Fighting the ’Freshman 15’

As a high school athlete, I didn’t worry much about my weight. Most days during basketball season I burned more calories than I took in and had plenty of room for a root beer float on the way home from practice.

College was a different story. That fall, I didn’t play a sport, and I didn’t miss a meal at the dining hall. And after a night of studying at the library, we often headed to the local pizza parlor to reward ourselves. By the end of the first semester, when I got home and weighed myself on our old bathroom scale, I discovered that I had gained 4 or 5 pounds.

This disturbing phenomenon has a name – the “Freshman 15,” and it’s something many young women dread. Being away from home for the first time, with no one telling you when and what to eat, can lead to a tendency to overeat at meals and to snack on unhealthy, empty calories in between. What’s more, the inability or the lack of time to burn off those calories often translates into an unwanted weight gain.

Studies have shown that the actual weight gain for a college freshman isn’t actually 15 pounds. In fact, it is less than 5 pounds, and some say that can be explained away by normal growth patterns. But if you gain even a couple of pounds every year that you’re away at school, well, you’re setting up an unhealthy habit that will be hard to break.

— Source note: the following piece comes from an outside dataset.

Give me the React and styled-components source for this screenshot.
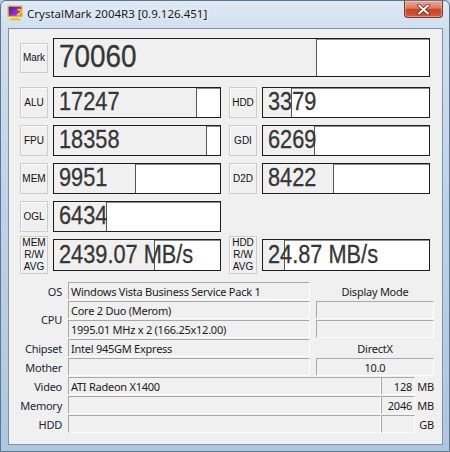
import styled, { createGlobalStyle } from "styled-components";

const GlobalStyle = createGlobalStyle`
  body {
    margin: 0;
    background: #b9cde3;
  }
`;

const Window = styled.div`
  width: 450px;
  height: 452px;
  display: flex;
  flex-direction: column;
  box-sizing: border-box;
  border: 1px solid #5f7590;
  border-radius: 6px 6px 0 0;
  overflow: hidden;
  background: linear-gradient(
    180deg,
    #dfe9f4 0px,
    #cfdeee 30px,
    #bfd3e8 200px,
    #aec6e0 452px
  );
`;

const TitleBar = styled.div`
  height: 27px;
  display: flex;
  align-items: flex-start;
  padding-left: 6px;
  flex-shrink: 0;
`;

const AppIcon = styled.svg`
  width: 16px;
  height: 16px;
  margin-top: 4px;
`;

const Title = styled.span`
  margin: 5px 0 0 4px;
  font-family: "Noto Sans", "Open Sans", sans-serif;
  font-size: 11.5px;
  color: #1b1b1b;
  white-space: nowrap;
  text-shadow: 0 0 6px #f4f8fc;
`;

const CloseButton = styled.div`
  margin-left: auto;
  margin-right: 6px;
  width: 39px;
  height: 17px;
  box-sizing: border-box;
  border: 1px solid #7a3428;
  border-top: none;
  border-radius: 0 0 4px 4px;
  display: flex;
  align-items: center;
  justify-content: center;
  background: linear-gradient(
    180deg,
    #eaa898 0%,
    #dd7a63 45%,
    #c8432a 52%,
    #d05a3f 100%
  );
  box-shadow: inset 0 0 0 1px rgba(255, 220, 210, 0.45);
`;

const Client = styled.div`
  margin: 0 6px 6px 7px;
  flex: 1;
  box-sizing: border-box;
  background: #f0f0f0;
  border: 1px solid #8092a8;
  padding: 9px 0 0 11px;
  display: flex;
  flex-direction: column;
`;

const BenchGrid = styled.div`
  display: grid;
  grid-template-columns: 201px 201px;
  column-gap: 8px;
  row-gap: 7px;
`;

const Bench = styled.div`
  display: flex;
  align-items: center;
  gap: 5px;
  height: ${(p) => p.$h}px;
  grid-column: ${(p) => (p.$wide ? "1 / 3" : "auto")};
  margin-bottom: ${(p) => (p.$wide ? 3 : 0)}px;
`;

const BenchLabel = styled.div`
  width: 28px;
  height: ${(p) => p.$h}px;
  flex-shrink: 0;
  box-sizing: border-box;
  border: 1px solid #cdcdcd;
  box-shadow: inset 1px 1px 0 #fbfbfb;
  display: flex;
  align-items: center;
  justify-content: center;
  text-align: center;
  font-family: "Liberation Sans", Arial, sans-serif;
  font-size: 10px;
  line-height: 12px;
  color: #111;
`;

const BarBox = styled.div`
  position: relative;
  flex: 1;
  height: 100%;
  box-sizing: border-box;
  border: 1px solid #1e1e1e;
  box-shadow: inset 1px 1px 0 #8c8c8c;
  background: #ffffff;
  display: flex;
`;

const BarFill = styled.div`
  height: 100%;
  box-sizing: border-box;
  background: #f0f0f0;
  border-right: 1px solid #555;
`;

const BarValue = styled.span`
  position: absolute;
  left: 5px;
  top: 0;
  bottom: ${(p) => (p.$big ? 1 : 2)}px;
  display: flex;
  align-items: center;
  font-family: "Liberation Sans", Arial, sans-serif;
  font-size: ${(p) => (p.$big ? 31 : 25)}px;
  color: #363636;
  white-space: nowrap;
  -webkit-text-stroke: 0.3px #363636;
  transform: scaleX(${(p) => (p.$big ? 0.9 : 0.87)});
  transform-origin: left center;
`;

const InfoGrid = styled.div`
  margin-top: 11px;
  display: grid;
  grid-template-columns: 42px 242px 118px;
  column-gap: 6px;
  grid-auto-rows: 18px;
  row-gap: 1px;
  font-family: "Noto Sans", "Open Sans", sans-serif;
  font-size: 11px;
  letter-spacing: -0.25px;
  color: #1b1b1b;
`;

const InfoLabel = styled.div`
  grid-row: ${(p) => (p.$span ? `span ${p.$span}` : "auto")};
  display: flex;
  align-items: center;
  justify-content: flex-end;
  white-space: nowrap;
  color: #1c2636;
`;

const Cell = styled.div`
  box-sizing: border-box;
  border: 1px solid;
  border-color: #a9a9a9 #ffffff #ffffff #a9a9a9;
  display: flex;
  align-items: center;
  justify-content: ${(p) => p.$align || "flex-start"};
  padding: 0 2px;
  white-space: nowrap;
  overflow: hidden;
  flex: ${(p) => (p.$grow ? 1 : "none")};
  width: ${(p) => (p.$w ? `${p.$w}px` : "auto")};
`;

const Caption = styled.div`
  display: flex;
  align-items: center;
  justify-content: center;
`;

const SplitRow = styled.div`
  grid-column: 2 / 4;
  display: flex;
`;

const Unit = styled.div`
  width: 19px;
  display: flex;
  align-items: center;
  justify-content: flex-end;
`;

const benches = [
  { label: "ALU", value: "17247", fill: 143 },
  { label: "HDD", value: "3379", fill: 29 },
  { label: "FPU", value: "18358", fill: 153 },
  { label: "GDI", value: "6269", fill: 52 },
  { label: "MEM", value: "9951", fill: 82 },
  { label: "D2D", value: "8422", fill: 71 },
  { label: "OGL", value: "6434", fill: 53 },
  null,
];

const averages = [
  { label: ["MEM", "R/W", "AVG"], value: "2439.07 MB/s", fill: 101 },
  { label: ["HDD", "R/W", "AVG"], value: "24.87 MB/s", fill: 22 },
];

function Bar({ value, fill, big }) {
  return (
    <BarBox>
      <BarFill style={{ width: fill }} />
      <BarValue $big={big}>{value}</BarValue>
    </BarBox>
  );
}

function Icon() {
  return (
    <AppIcon viewBox="0 0 16 16">
      <defs>
        <linearGradient id="scr" x1="0" y1="0" x2="1" y2="1">
          <stop offset="0" stopColor="#4a1aa8" />
          <stop offset="1" stopColor="#c43ee0" />
        </linearGradient>
      </defs>
      <rect x="0.5" y="0.5" width="15" height="11.5" fill="#e8b424" />
      <rect x="1.8" y="1.8" width="12.4" height="9" fill="url(#scr)" />
      <path d="M4 13h8l2 2.5H2z" fill="#f0c030" />
      <path
        d="M10.5 5.2a2 2 0 1 1 1.4 3.3l-1 1.2h2.6"
        fill="none"
        stroke="#ffd21f"
        strokeWidth="1.6"
      />
    </AppIcon>
  );
}

export default function App() {
  return (
    <>
      <GlobalStyle />
      <Window>
        <TitleBar>
          <Icon />
          <Title>CrystalMark 2004R3 [0.9.126.451]</Title>
          <CloseButton>
            <svg width="13" height="11" viewBox="0 0 13 11">
              <path
                d="M2 1.5l9 8M11 1.5l-9 8"
                stroke="#6b2418"
                strokeWidth="3.6"
                strokeLinecap="round"
              />
              <path
                d="M2 1.5l9 8M11 1.5l-9 8"
                stroke="#ffffff"
                strokeWidth="2"
                strokeLinecap="round"
              />
            </svg>
          </CloseButton>
        </TitleBar>

        <Client>
          <BenchGrid>
            <Bench $wide $h={39}>
              <BenchLabel $h={30}>Mark</BenchLabel>
              <Bar value="70060" fill={263} big />
            </Bench>

            {benches.map((b, i) =>
              b ? (
                <Bench key={b.label} $h={31}>
                  <BenchLabel $h={31}>{b.label}</BenchLabel>
                  <Bar value={b.value} fill={b.fill} />
                </Bench>
              ) : (
                <div key={i} />
              )
            )}

            {averages.map((a) => (
              <Bench key={a.label[0]} $h={32}>
                <BenchLabel $h={38}>
                  {a.label[0]}
                  <br />
                  {a.label[1]}
                  <br />
                  {a.label[2]}
                </BenchLabel>
                <Bar value={a.value} fill={a.fill} />
              </Bench>
            ))}
          </BenchGrid>

          <InfoGrid>
            <InfoLabel>OS</InfoLabel>
            <Cell>Windows Vista Business Service Pack 1</Cell>
            <Caption>Display Mode</Caption>

            <InfoLabel $span={2}>CPU</InfoLabel>
            <Cell>Core 2 Duo (Merom)</Cell>
            <Cell />
            <Cell>1995.01 MHz x 2 (166.25x12.00)</Cell>
            <Cell />

            <InfoLabel>Chipset</InfoLabel>
            <Cell>Intel 945GM Express</Cell>
            <Caption>DirectX</Caption>

            <InfoLabel>Mother</InfoLabel>
            <Cell />
            <Cell $align="center">10.0</Cell>

            <InfoLabel>Video</InfoLabel>
            <SplitRow>
              <Cell $grow>ATI Radeon X1400</Cell>
              <Cell $w={34} $align="flex-end">
                128
              </Cell>
              <Unit>MB</Unit>
            </SplitRow>

            <InfoLabel>Memory</InfoLabel>
            <SplitRow>
              <Cell $grow />
              <Cell $w={34} $align="flex-end">
                2046
              </Cell>
              <Unit>MB</Unit>
            </SplitRow>

            <InfoLabel>HDD</InfoLabel>
            <SplitRow>
              <Cell $grow />
              <Cell $w={34} $align="flex-end" />
              <Unit>GB</Unit>
            </SplitRow>
          </InfoGrid>
        </Client>
      </Window>
    </>
  );
}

So how do college students avoid the weight gain and manage to stay in shape? Megan Brown, a freshman at Boston University (who doesn’t look like she’s gained an ounce since she was running track at Bonny Eagle High School), says she was initially worried about gaining weight when she went off to school because the dining hall has so many choices. While many of the choices are healthy, she found it hard to pass up the soft-serve ice cream machine, or to resist the urge to choose a slab of pizza over something from the salad bar.

“My meals also seem larger than the ones I’d eat at home, likely because of the all-you-can-eat dining style of my dining halls,” she wrote in an email recently. “I always end up taking more than I need, and sometimes eat more than I should. Part of the reason I take a lot of food is to ensure I’m getting my money’s worth, along with the basic idea of the dining hall, neither of which are good reasons.”

Brown says she has since avoided gaining weight by paying attention to how much she is eating and how healthy her choices are. But she still wishes she had more time to work out during the day so that she could go back to not worrying about how much she’s eating.

“It is hard for me to find time to work out consistently, although I try,” she says.

Because the gym on campus is a 15-minute walk one way, Brown says she usually only has time for a workout routine in her dorm room.

“When I do get a chance to work out, it’s usually in the evening so I can quickly squeeze in a workout, a shower, and dinner, before doing homework for the rest of the night.”

Exercise is the ultimate fix, but according to experts, college students can avoid eating more than they should in another, surprising, way: by simply buying a bathroom scale and stepping on it every day.

“We’ve actually published data that is showing that if you have a freshman weigh themselves every day, they don’t gain weight,” said David Levitsky, a professor of nutrition and psychology at Cornell University in an interview on “You have to see the consequence of what you’ve eaten that day to decide what you’re going to do the next day.”

Keeping track of calories while you consume them – or work them off – also works. The University of Southern Maine has links on its Dining Services website that helps students easily download MyFitnessPal, a free app that makes nutrition information easy to find, and helps students count calories and track their physical activity.

Dining hall menus also color-code their menu items with leaf-shaped markers. Shades of green, for example, denote foods that are either vegetarian, vegan, or locally grown. Orange leaves list the sodium count, while brownish-red leaves tell students how much fat is in a typical serving.

More choices – and making informed ones – would have helped me when I was pounding down the mashed potatoes and gravy and making egg salad sandwiches from the hard boiled eggs and mayo on the salad bar. But even with all the healthy choices today, students still have to learn to make the right ones.

“If you don’t want to gain weight, you can’t be getting the pizza every day,” says Brown. “I struggle to fight my own urges to get ice cream from the dining hall every day, but sometimes I manage to avoid it and grab a fruit instead.”